Captain Jordan said
Sadly, Books 4 and 5 are quite sedate when it comes to deaths. It's as if GRRM lost his taste for the stuff. I'm waiting for another POV character to die, hopefully in Book 6.
Book 4 is sedate as pertains to deaths, sure. Book 5 though? It only seems sedate due to how insane ASOS was. I went through that list of the dead that you link later on in the thread, and counting only the confirmed deaths in ADWD it's pretty much on par with AGOT and ACOK for total deaths. It also matches up with my highly subjective count of important characters killed, with 5 a piece for books 1, 2, and 5. ASOS has 10 important deaths and half again as many total deaths as the other books by my count. AFFC only has 2 important deaths and less than half the total deaths of any other book in the series, for the record. Book 5 probably just seems very sedate to you because of the plot pacing, which I understand but personally have no problem with.
Captain Jordan said
To be fair, AGOT, ACOK and ASOS were written as a trilogy. Clearly, that didn't pan out, as we're sitting here with 5 books out of a planned 7. However, it makes some sense if you consider the first three to be a trilogy reworked into a larger series, they're quite cohesive and fast paced compared to the later books.
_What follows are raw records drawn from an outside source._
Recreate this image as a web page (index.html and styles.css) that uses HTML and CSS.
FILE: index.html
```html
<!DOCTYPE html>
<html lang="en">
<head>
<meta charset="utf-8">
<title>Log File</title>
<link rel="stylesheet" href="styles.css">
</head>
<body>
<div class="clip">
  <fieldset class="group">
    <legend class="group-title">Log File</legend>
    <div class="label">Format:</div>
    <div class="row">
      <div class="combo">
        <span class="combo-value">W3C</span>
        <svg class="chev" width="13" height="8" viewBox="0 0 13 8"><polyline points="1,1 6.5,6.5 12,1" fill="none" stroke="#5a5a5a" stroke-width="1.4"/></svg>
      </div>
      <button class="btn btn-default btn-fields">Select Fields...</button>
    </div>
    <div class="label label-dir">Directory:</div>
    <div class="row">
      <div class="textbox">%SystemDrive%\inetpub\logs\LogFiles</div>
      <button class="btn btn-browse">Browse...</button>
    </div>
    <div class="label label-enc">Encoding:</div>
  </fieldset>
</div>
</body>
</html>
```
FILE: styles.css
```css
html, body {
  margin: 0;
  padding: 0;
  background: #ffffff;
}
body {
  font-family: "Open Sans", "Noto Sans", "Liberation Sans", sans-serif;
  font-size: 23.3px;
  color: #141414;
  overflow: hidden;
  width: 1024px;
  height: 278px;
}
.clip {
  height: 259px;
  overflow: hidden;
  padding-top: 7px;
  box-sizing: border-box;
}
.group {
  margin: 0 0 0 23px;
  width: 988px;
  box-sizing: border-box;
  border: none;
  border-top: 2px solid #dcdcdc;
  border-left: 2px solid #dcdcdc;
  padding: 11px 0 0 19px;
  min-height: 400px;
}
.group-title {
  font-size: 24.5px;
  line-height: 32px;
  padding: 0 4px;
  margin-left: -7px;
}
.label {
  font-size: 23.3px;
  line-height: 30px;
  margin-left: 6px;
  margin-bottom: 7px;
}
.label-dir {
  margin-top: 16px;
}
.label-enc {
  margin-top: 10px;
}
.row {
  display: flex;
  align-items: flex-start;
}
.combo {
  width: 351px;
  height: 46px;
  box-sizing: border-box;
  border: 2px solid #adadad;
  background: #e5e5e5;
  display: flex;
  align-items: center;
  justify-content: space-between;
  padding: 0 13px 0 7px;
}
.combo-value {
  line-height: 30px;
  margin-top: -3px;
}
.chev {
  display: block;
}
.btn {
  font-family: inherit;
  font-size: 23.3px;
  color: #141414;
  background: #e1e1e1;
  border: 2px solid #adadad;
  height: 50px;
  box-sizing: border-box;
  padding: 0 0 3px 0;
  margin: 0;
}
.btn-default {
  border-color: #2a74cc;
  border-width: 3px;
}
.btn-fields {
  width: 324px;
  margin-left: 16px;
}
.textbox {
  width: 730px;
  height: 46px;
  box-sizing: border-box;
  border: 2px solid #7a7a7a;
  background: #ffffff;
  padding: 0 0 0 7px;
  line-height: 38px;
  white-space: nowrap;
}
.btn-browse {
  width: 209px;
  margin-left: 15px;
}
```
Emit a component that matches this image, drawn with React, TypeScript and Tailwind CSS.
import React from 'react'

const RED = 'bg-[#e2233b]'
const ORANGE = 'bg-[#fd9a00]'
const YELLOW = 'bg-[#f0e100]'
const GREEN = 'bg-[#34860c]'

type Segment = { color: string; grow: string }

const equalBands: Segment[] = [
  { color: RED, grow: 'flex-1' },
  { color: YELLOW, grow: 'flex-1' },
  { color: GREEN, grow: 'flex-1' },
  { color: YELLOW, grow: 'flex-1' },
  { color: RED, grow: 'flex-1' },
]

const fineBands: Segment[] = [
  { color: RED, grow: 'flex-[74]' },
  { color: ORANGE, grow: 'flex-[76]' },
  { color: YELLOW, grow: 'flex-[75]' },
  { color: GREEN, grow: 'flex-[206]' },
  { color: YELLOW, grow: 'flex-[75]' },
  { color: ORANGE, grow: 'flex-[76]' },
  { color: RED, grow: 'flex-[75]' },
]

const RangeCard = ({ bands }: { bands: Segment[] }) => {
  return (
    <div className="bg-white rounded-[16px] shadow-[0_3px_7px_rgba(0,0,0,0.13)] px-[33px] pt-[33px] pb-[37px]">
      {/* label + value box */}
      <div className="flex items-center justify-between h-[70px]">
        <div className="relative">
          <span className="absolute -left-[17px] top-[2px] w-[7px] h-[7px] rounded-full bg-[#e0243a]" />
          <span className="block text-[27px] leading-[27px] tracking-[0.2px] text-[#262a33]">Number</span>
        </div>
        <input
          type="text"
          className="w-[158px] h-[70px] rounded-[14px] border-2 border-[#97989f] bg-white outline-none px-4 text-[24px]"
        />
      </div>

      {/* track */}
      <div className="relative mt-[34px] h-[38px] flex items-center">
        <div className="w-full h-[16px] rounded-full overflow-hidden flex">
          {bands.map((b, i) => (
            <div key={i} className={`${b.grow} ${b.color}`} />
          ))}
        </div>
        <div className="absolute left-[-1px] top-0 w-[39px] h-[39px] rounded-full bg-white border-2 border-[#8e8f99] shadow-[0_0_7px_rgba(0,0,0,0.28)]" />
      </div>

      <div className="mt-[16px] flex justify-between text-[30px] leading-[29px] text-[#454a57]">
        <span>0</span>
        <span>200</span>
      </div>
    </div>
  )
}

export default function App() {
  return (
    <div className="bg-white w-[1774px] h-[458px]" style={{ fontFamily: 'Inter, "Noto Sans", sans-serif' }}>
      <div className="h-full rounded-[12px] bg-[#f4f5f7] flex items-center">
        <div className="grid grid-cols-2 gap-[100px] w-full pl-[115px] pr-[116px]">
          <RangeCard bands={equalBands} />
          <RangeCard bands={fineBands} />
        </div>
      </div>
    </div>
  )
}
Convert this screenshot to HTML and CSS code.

We can only hope that The Winds of Winter will speed things up.
No they weren't, or at least not in the way you seem to be implying. His original concept of a trilogy was to be A Game of Thrones, A Dance with Dragons, and The Winds of Winter. Before he was even done with the manuscript for AGOT he realized three books wouldn't be enough and estimated that he'd need 4, then while still writing that he bumped the estimate up to 6 books. The idea at that point was to have two linked trilogies with a time skip in between. As he started to write ADWD he realized the time skip wasn't going to work out very well at all, so A Feast for Crows was born to bridge the gap and push the series out to 7 books.
It wasn't at all like the first three were written with the intent being to wrap everything up by the end of ASOS, but he decided around the end of that one to keep going. The original trilogy idea was intended to encompass the entirety of the major plot points being told over the series, including those to come in the next two books, and GRRM decided that wouldn't work so he expanded the scope.